La tauromaquia tiene mucho de pantomima, en el sentido mejor de la palabra –expresión, gestos, ademanes, actitudes, imitación, lenguaje corporal mudo y elocuente para volver a hacer presente una realidad urgida de ser reflejada pero también enriquecida por la visión liberadora del arte.

Habida cuenta que un buen torero es también un buen actor, sólo que, a diferencia de los otros, se puede morir realmente en el escenario, su histrionismo, sustentado en una valentía inteligente, es similar a la del mimo, ya que las palabras y el diálogo consigo mismo, con el toro y con el público sólo admiten el trágico idioma de un cuerpo apoyado en el corazón, la cabeza y el espíritu, mientras el habla permanece deliberadamente silenciada.

Artista de soledades compartidas y aveces mitigadas, el torero alcanza su máximo nivel de expresión interior cuando logra reflejar, contener y traducir, sin palabras, la suma de incomunicaciones que acarrea la muchedumbre. Comunicarse con los incomunicados, los silenciados y los héroes frustrados, revelándoles su grandeza adormilada y su audacia potencial, es el privilegio de los toreros grandes, de los taumaturgos de luces, capaces de acallar sus miedos con su música interior y de convertir el silencio acumulado en alarido multitudinario.

La representación magnífica de la lidia es reducida a tragicomedia o farsa si el otro actor principal, el de negro, ni es toro ni tiene sus astas íntegras ni ha alcanzado la edad adulta para poder herir incluso de muerte a su lidiador.

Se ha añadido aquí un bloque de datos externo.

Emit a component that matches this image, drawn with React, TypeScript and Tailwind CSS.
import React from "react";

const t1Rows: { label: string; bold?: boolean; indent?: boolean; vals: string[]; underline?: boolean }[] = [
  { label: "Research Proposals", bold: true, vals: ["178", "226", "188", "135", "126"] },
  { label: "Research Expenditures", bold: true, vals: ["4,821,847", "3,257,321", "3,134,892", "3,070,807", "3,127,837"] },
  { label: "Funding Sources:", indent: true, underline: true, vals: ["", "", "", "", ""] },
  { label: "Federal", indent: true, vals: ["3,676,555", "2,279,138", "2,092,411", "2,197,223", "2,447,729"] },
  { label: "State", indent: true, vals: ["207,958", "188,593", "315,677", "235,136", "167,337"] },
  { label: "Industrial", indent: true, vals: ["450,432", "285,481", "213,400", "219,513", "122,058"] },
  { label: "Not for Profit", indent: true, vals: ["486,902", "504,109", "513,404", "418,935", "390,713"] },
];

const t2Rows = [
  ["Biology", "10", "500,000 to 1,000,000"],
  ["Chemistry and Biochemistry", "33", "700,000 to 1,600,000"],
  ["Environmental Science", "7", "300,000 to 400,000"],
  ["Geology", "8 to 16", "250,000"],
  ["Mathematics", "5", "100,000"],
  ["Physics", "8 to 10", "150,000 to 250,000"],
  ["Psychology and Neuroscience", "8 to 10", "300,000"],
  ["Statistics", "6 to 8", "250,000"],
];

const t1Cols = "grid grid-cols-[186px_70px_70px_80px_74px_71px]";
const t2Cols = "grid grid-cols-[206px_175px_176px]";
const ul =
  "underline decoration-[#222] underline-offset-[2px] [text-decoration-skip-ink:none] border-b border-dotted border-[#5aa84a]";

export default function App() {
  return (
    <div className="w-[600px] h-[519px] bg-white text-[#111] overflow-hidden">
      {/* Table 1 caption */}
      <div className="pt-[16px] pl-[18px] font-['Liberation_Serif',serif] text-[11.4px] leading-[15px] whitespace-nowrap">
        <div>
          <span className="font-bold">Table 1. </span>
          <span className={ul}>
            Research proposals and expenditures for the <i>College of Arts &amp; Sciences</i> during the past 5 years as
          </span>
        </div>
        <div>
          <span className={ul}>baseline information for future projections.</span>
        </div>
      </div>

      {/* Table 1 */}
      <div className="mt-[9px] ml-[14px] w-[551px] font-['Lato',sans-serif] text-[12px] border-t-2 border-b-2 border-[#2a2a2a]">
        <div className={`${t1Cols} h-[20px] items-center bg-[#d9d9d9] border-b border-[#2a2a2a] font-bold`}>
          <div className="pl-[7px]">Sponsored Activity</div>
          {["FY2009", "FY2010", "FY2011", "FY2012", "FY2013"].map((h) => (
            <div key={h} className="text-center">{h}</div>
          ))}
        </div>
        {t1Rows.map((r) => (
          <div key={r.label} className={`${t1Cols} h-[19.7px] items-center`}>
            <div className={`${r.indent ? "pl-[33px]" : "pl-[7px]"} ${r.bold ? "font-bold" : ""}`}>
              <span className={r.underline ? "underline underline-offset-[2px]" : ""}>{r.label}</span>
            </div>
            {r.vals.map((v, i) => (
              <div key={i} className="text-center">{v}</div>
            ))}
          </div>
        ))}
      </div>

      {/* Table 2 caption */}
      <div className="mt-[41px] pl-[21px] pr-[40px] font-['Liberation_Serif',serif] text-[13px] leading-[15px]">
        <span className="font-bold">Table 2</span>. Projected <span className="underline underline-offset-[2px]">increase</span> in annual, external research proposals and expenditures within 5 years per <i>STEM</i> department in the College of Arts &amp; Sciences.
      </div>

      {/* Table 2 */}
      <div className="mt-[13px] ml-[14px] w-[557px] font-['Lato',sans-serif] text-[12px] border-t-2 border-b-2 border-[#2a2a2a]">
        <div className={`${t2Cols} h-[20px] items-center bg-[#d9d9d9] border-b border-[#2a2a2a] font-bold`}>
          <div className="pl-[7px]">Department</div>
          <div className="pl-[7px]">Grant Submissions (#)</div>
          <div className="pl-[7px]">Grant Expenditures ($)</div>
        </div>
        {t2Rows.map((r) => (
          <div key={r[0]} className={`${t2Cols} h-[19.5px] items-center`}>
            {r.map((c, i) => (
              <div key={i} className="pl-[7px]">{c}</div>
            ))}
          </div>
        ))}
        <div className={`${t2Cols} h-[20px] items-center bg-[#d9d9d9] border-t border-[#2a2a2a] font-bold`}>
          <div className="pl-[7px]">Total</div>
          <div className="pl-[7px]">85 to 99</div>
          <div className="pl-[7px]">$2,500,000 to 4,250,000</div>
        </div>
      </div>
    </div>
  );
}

Convertido en cómplice involuntario de gesticuladores y bufones, el toro disminuido se vuelve entonces caricatura de su propio destino y remedo de su hermosa misión.

Sabía e intuía lo anterior y mucho más el gran mimo francés y universal Marcel Marceau (Estrasburgo, 1923) fallecido el sábado 23 de septiembre en París, tras más de seis décadas de hacer soñar a los públicos de todo el mundo, fundidos en una sola, maravillosa nacionalidad: el goce emocionado.

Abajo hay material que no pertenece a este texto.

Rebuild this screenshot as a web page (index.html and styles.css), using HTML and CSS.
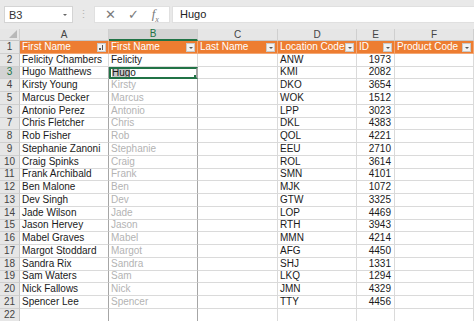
FILE: index.html
```html
<!DOCTYPE html>
<html lang="en">
<head>
    <meta charset="UTF-8">
    <title>Flash Fill - First Name</title>
    <link rel="stylesheet" href="styles.css">
</head>
<body>
    <div class="formula-bar">
        <div class="name-box">B3<span class="name-arrow"></span></div>
        <div class="grip">&#8942;</div>
        <div class="fx-buttons">
            <span class="fx-btn">&#10005;</span>
            <span class="fx-btn">&#10003;</span>
            <span class="fx-btn fx">f<sub>x</sub></span>
        </div>
        <div class="formula-input">Hugo</div>
    </div>

    <div class="sheet">
        <div class="row col-heads">
            <div class="corner"></div>
            <div>A</div>
            <div class="sel">B</div>
            <div>C</div>
            <div>D</div>
            <div>E</div>
            <div>F</div>
        </div>
        <div class="row table-head">
            <div class="rh">1</div>
            <div>First Name<span class="filter sort"></span></div>
            <div>First Name<span class="filter"></span></div>
            <div>Last Name<span class="filter"></span></div>
            <div>Location Code<span class="filter"></span></div>
            <div>ID<span class="filter"></span></div>
            <div>Product Code<span class="filter"></span></div>
        </div>
        <div class="row">
            <div class="rh">2</div><div>Felicity Chambers</div><div>Felicity</div><div></div><div>ANW</div><div class="num">1973</div><div></div>
        </div>
        <div class="row fill">
            <div class="rh sel">3</div><div>Hugo Matthews</div><div class="active"><span class="typed">Hug</span>o</div><div></div><div>KMI</div><div class="num">2082</div><div></div>
        </div>
        <div class="row fill">
            <div class="rh">4</div><div>Kirsty Young</div><div class="ghost">Kirsty</div><div></div><div>DKO</div><div class="num">3654</div><div></div>
        </div>
        <div class="row fill">
            <div class="rh">5</div><div>Marcus Decker</div><div class="ghost">Marcus</div><div></div><div>WOK</div><div class="num">1512</div><div></div>
        </div>
        <div class="row fill">
            <div class="rh">6</div><div>Antonio Perez</div><div class="ghost">Antonio</div><div></div><div>LPP</div><div class="num">3023</div><div></div>
        </div>
        <div class="row fill">
            <div class="rh">7</div><div>Chris Fletcher</div><div class="ghost">Chris</div><div></div><div>DKL</div><div class="num">4383</div><div></div>
        </div>
        <div class="row fill">
            <div class="rh">8</div><div>Rob Fisher</div><div class="ghost">Rob</div><div></div><div>QOL</div><div class="num">4221</div><div></div>
        </div>
        <div class="row fill">
            <div class="rh">9</div><div>Stephanie Zanoni</div><div class="ghost">Stephanie</div><div></div><div>EEU</div><div class="num">2710</div><div></div>
        </div>
        <div class="row fill">
            <div class="rh">10</div><div>Craig Spinks</div><div class="ghost">Craig</div><div></div><div>ROL</div><div class="num">3614</div><div></div>
        </div>
        <div class="row fill">
            <div class="rh">11</div><div>Frank Archibald</div><div class="ghost">Frank</div><div></div><div>SMN</div><div class="num">4101</div><div></div>
        </div>
        <div class="row fill">
            <div class="rh">12</div><div>Ben Malone</div><div class="ghost">Ben</div><div></div><div>MJK</div><div class="num">1072</div><div></div>
        </div>
        <div class="row fill">
            <div class="rh">13</div><div>Dev Singh</div><div class="ghost">Dev</div><div></div><div>GTW</div><div class="num">3325</div><div></div>
        </div>
        <div class="row fill">
            <div class="rh">14</div><div>Jade Wilson</div><div class="ghost">Jade</div><div></div><div>LOP</div><div class="num">4469</div><div></div>
        </div>
        <div class="row fill">
            <div class="rh">15</div><div>Jason Hervey</div><div class="ghost">Jason</div><div></div><div>RTH</div><div class="num">3943</div><div></div>
        </div>
        <div class="row fill">
            <div class="rh">16</div><div>Mabel Graves</div><div class="ghost">Mabel</div><div></div><div>MMN</div><div class="num">4214</div><div></div>
        </div>
        <div class="row fill">
            <div class="rh">17</div><div>Margot Stoddard</div><div class="ghost">Margot</div><div></div><div>AFG</div><div class="num">4450</div><div></div>
        </div>
        <div class="row fill">
            <div class="rh">18</div><div>Sandra Rix</div><div class="ghost">Sandra</div><div></div><div>SHJ</div><div class="num">1331</div><div></div>
        </div>
        <div class="row fill">
            <div class="rh">19</div><div>Sam Waters</div><div class="ghost">Sam</div><div></div><div>LKQ</div><div class="num">1294</div><div></div>
        </div>
        <div class="row fill">
            <div class="rh">20</div><div>Nick Fallows</div><div class="ghost">Nick</div><div></div><div>JMN</div><div class="num">4329</div><div></div>
        </div>
        <div class="row fill">
            <div class="rh">21</div><div>Spencer Lee</div><div class="ghost">Spencer</div><div></div><div>TTY</div><div class="num">4456</div><div></div>
        </div>
        <div class="row fill">
            <div class="rh">22</div><div></div><div></div><div></div><div></div><div></div><div></div>
        </div>
    </div>
</body>
</html>
```

FILE: styles.css
```css
* {
    margin: 0;
    padding: 0;
    box-sizing: border-box;
}

body {
    font-family: 'Liberation Sans', Arial, sans-serif;
    font-size: 10px;
    background: #fff;
    width: 474px;
    height: 321px;
    overflow: hidden;
    color: #1a1a1a;
}

/* formula bar */
.formula-bar {
    height: 29px;
    background: #e9e9e9;
    display: flex;
    align-items: flex-start;
    padding: 6px 0 0 4px;
}

.name-box {
    width: 69px;
    height: 17px;
    background: #fff;
    border: 1px solid #d4d4d4;
    display: flex;
    align-items: center;
    justify-content: space-between;
    padding: 0 5px 0 4px;
    font-size: 11px;
    color: #333;
}

.name-arrow {
    border-left: 2px solid transparent;
    border-right: 2px solid transparent;
    border-top: 2px solid #666;
}

.grip {
    width: 21px;
    text-align: center;
    color: #b5b5b5;
    font-size: 11px;
    line-height: 17px;
}

.fx-buttons {
    width: 76px;
    height: 17px;
    background: #fff;
    border: 1px solid #e0e0e0;
    display: flex;
    align-items: center;
    justify-content: space-around;
    padding: 0 4px;
    color: #7a7a7a;
    font-size: 13px;
}

.fx {
    font-family: 'Liberation Serif', serif;
    font-style: italic;
    font-size: 13px;
}

.fx sub {
    font-size: 8px;
}

.formula-input {
    flex: 1;
    height: 17px;
    margin-left: 2px;
    background: #fff;
    border: 1px solid #e0e0e0;
    border-right: none;
    padding-left: 7px;
    font-size: 11px;
    line-height: 15px;
    color: #222;
}

/* grid */
.row {
    display: grid;
    grid-template-columns: 20px 89px 89px 80px 79px 38px 79px;
    height: 12.75px;
}

.row > div {
    border-right: 1px solid #dadada;
    border-bottom: 1px solid #dadada;
    padding: 0 2px;
    white-space: nowrap;
    overflow: hidden;
    display: flex;
    align-items: center;
    line-height: 1;
}

.row > .num {
    justify-content: flex-end;
    padding-right: 3px;
}

.rh {
    background: #e6e6e6;
    color: #444;
    justify-content: center;
    border-right-color: #c6c6c6 !important;
    border-bottom-color: #cfcfcf !important;
}

.rh.sel {
    background: #d3d3d3;
    color: #217346;
}

.col-heads {
    height: 12px;
}

.col-heads > div {
    background: #e6e6e6;
    color: #444;
    justify-content: center;
    border-right-color: #cfcfcf;
    border-bottom-color: #c6c6c6;
}

.col-heads > .sel {
    background: #d3d3d3;
    color: #217346;
    border-bottom: 2px solid #217346;
}

.col-heads > .corner {
    position: relative;
}

.corner::after {
    content: "";
    position: absolute;
    right: 2px;
    bottom: 2px;
    border-left: 8px solid transparent;
    border-bottom: 8px solid #b8b8b8;
}

.table-head > div:not(.rh) {
    background: #ed7d31;
    color: #fff;
    border-right-color: #f3a774;
    border-bottom-color: #f3a774;
    position: relative;
}

.filter {
    position: absolute;
    right: 2px;
    top: 2px;
    width: 9px;
    height: 9px;
    background: #f2f2f2;
    border: 1px solid #c9c9c9;
}

.filter::after {
    content: "";
    position: absolute;
    left: 2px;
    top: 3px;
    border-left: 2px solid transparent;
    border-right: 2px solid transparent;
    border-top: 2px solid #555;
}

.filter.sort::after {
    left: 4px;
    top: 1px;
    border: none;
    width: 1px;
    height: 5px;
    background: #555;
}

.filter.sort::before {
    content: "";
    position: absolute;
    left: 1px;
    top: 4px;
    width: 2px;
    height: 2px;
    background: #555;
}

/* flash fill preview column */
.fill > div:nth-child(2) {
    border-right-color: #a6a6a6;
}

.fill > div:nth-child(3) {
    border-right-color: #a6a6a6;
}

.ghost {
    color: #b3b3b3;
}

.row > .active {
    border: 2px solid #217346;
    padding-left: 1px;
    position: relative;
}

.active::after {
    content: "";
    position: absolute;
    right: -3px;
    bottom: -3px;
    width: 4px;
    height: 4px;
    background: #217346;
    border: 1px solid #fff;
}

.typed {
    background: #c8c8c8;
}
```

En 1958 Marceau era ya una figura mundial de los escenarios, con exitosas giras de su compañía por los cinco continentes y sin tema aborrecido para convertirlo en mimodrama o puesta en escena exclusivamente con mimos y música de fondo. Cirqueros, carteristas, soldados, obreros, samurais, burócratas, ciclistas o... toreros, pues los actores se nutren de los oficios de los hombres.

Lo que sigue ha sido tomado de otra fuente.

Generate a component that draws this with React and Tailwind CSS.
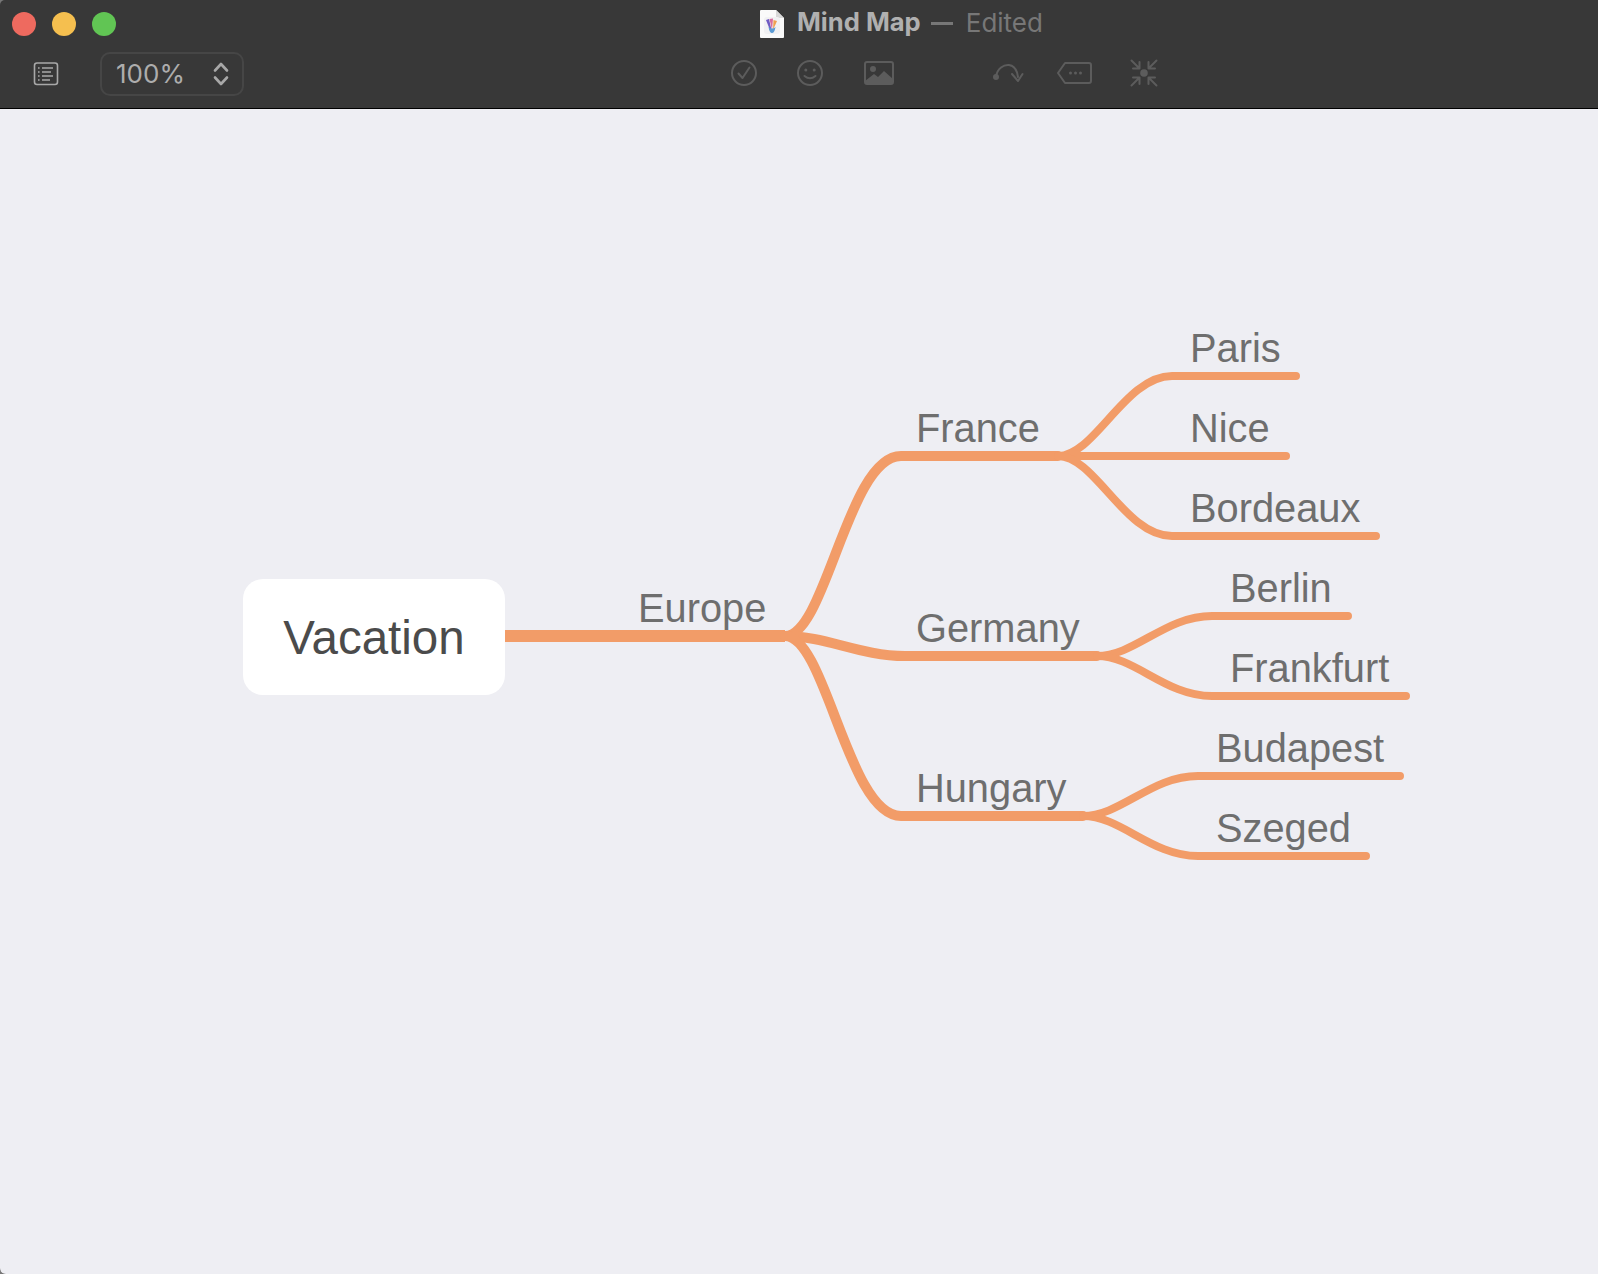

Ese año, de regreso a París, hace una temporada en el Teatro del Ambigú con dos mimodramas de su autoría: El cirquito y, sentaos enemigos de la fiesta y amigos de la animalidad, Los matadores, con música de Sebastián Maroto y decorados y vestuario de Jean Noël, acompañado por los mimos Gilles Ségal, Dimitri, Pierre Verry, Edmond Tamiz y Teddy Vignaud. Varios meses estuvo tan horrendo tema en el escenario emocionando a millares de espectadores, pues en dicha obra Marceau plasmaba con ternura la angustia trascendida del torero y la existencia confusa de la muchedumbre solitaria.